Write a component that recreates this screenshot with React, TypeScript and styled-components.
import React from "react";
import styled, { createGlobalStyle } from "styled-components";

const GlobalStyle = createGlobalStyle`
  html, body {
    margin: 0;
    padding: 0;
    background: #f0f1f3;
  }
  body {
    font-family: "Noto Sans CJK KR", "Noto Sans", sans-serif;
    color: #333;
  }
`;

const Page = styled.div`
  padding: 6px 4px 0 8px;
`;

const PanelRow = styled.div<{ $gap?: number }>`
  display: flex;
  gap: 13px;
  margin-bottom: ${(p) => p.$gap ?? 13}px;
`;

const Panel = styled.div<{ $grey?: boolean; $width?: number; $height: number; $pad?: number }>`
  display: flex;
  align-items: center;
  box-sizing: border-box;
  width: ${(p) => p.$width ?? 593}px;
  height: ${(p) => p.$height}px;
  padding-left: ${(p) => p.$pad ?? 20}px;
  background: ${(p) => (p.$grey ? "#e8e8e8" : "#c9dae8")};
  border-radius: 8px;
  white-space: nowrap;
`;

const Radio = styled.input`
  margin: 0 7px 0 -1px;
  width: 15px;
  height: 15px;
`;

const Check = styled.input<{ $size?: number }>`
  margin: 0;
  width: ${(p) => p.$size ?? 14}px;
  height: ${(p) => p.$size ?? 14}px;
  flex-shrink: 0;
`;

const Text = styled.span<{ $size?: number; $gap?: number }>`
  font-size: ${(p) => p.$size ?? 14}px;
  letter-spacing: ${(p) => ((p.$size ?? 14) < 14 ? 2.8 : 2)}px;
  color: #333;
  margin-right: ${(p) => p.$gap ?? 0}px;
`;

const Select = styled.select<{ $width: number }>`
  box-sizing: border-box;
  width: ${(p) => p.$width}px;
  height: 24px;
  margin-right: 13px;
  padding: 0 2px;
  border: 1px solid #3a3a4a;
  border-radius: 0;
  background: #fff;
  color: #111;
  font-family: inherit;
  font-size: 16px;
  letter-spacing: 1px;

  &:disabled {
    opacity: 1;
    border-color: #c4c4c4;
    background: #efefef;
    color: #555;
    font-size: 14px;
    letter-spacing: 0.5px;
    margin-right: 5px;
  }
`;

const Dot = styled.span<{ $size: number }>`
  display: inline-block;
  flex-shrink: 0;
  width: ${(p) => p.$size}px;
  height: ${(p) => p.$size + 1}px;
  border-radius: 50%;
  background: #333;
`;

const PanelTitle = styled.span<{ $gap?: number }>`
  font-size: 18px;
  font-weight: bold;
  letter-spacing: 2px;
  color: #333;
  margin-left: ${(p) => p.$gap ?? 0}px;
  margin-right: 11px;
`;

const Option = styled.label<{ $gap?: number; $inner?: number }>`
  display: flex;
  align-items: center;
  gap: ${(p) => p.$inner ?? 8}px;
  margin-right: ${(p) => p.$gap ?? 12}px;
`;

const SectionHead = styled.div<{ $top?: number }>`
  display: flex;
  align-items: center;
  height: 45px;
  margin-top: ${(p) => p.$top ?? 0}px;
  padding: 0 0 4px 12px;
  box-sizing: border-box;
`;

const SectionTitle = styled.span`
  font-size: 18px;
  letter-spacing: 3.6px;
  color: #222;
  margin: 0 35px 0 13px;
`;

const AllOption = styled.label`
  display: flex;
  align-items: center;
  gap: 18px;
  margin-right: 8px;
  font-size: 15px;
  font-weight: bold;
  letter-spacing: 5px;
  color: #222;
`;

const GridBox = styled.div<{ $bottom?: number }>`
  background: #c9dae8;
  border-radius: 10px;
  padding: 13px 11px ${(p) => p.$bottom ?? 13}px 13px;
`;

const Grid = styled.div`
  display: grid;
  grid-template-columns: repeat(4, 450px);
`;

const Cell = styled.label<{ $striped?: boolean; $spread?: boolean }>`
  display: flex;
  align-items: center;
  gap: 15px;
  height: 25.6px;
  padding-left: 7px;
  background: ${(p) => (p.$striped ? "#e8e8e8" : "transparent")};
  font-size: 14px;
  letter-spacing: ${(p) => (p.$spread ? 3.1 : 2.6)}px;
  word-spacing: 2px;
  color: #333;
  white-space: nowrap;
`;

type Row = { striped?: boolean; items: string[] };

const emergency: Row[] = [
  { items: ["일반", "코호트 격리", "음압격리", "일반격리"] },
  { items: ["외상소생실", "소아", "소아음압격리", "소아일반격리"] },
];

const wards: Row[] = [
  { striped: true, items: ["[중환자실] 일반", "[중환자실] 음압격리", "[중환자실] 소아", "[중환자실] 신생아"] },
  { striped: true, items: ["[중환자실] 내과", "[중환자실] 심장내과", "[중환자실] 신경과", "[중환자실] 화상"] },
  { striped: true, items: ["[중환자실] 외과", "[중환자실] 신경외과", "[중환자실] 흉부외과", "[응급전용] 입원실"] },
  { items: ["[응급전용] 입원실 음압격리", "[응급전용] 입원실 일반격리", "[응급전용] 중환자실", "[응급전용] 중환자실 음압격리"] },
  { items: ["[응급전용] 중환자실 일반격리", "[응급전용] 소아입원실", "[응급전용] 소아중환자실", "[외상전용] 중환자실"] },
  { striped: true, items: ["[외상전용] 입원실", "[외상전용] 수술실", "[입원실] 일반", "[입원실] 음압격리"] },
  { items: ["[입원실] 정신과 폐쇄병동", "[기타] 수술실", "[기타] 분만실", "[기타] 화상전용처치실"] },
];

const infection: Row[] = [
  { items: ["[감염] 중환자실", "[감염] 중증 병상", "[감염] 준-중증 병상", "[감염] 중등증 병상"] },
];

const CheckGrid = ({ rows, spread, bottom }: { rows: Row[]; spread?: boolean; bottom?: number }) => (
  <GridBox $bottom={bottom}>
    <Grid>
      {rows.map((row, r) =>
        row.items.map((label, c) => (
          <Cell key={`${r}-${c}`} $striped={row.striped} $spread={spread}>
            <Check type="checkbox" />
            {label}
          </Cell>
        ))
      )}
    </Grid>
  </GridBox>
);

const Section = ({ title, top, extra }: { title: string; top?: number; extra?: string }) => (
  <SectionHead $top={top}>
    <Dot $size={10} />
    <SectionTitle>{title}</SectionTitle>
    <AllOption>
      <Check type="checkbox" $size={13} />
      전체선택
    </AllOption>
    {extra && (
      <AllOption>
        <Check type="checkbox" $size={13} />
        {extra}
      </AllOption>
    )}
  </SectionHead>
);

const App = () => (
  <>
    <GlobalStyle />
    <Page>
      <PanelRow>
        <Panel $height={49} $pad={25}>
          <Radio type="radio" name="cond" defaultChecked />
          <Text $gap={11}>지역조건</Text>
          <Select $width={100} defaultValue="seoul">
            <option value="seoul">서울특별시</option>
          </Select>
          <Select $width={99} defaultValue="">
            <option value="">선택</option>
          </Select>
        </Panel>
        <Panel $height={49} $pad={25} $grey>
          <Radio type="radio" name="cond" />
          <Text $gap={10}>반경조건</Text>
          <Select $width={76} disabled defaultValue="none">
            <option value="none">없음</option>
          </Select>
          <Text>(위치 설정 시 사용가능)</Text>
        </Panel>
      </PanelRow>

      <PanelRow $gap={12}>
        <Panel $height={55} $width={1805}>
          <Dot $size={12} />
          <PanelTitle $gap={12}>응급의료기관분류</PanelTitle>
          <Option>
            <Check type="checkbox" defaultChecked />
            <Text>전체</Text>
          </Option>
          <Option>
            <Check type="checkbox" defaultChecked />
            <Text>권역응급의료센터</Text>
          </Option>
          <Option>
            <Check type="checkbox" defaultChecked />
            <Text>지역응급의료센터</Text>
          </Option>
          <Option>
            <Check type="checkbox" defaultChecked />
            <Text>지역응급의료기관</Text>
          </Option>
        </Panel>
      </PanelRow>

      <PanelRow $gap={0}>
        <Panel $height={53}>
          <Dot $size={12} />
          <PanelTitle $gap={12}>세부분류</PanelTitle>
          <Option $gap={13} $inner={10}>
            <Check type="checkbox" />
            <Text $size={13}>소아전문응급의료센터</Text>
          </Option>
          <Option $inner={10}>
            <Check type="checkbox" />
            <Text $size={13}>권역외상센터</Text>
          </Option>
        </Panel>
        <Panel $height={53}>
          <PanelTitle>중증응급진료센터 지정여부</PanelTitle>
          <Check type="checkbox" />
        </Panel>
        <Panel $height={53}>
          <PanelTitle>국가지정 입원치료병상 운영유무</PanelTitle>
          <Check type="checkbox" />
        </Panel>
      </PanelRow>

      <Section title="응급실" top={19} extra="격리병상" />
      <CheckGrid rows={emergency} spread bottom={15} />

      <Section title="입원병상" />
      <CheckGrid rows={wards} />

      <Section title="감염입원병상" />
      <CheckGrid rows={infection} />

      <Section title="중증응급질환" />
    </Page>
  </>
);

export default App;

##############################

◆ PROBLEM DESCRIPTION
Pick out all the lines with the word "React" in them and copy them.

◆ TASK SOLUTION
Write a component that recreates this screenshot with React, TypeScript and styled-components.
import React from "react";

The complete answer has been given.